Berlin
As one of the leading galleries for German Expressionist prints and works on paper, the Berlin based Jörg Maass Kunsthandel presents a view on German printmaking in the 20th Century with a focus on the first decades comparing to examples after WW II.
The exhibition shows the wide diversity of German printmaking but also the continuity in German artistic tradition. At the beginning of last century the members of the Brücke – group (1905-1913) became particularly interested in the graphic medium and took up etching and lithography in addition to woodcut and they devised for themselves a range of techniques and styles of unprecedentes originality and remarkable ambition.
In 1913 the Brücke finally broke up – only one year before the outbreak of WWI, which marks the first cesura in German history and artistic tradition in the 20th century.

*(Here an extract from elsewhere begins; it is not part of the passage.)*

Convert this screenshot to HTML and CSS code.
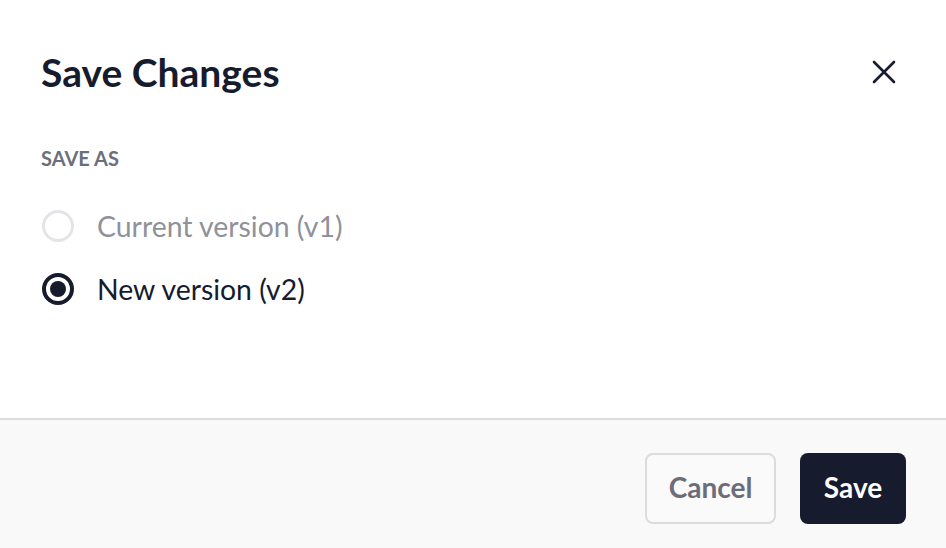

Otto Dix and Max Beckmann became dominat figures after WWI. Beckmann has his own language between Expressionism and Neue Sachlichkeit, Otto Dix became the primary representative of Neue Sachlichkeit.
In parallel the Bauhaus was founded in 1919 which became the domain of Lyonel Feininger, Wassily Kandinsky and Lothar Schreyer and which was the turning point towards abstraction - also in printmaking. Post-war artists like Rupprecht Geiger and Gerhard Hoehme picked up these pre-war traditions in the 1950’s and created their own abstract artistic language.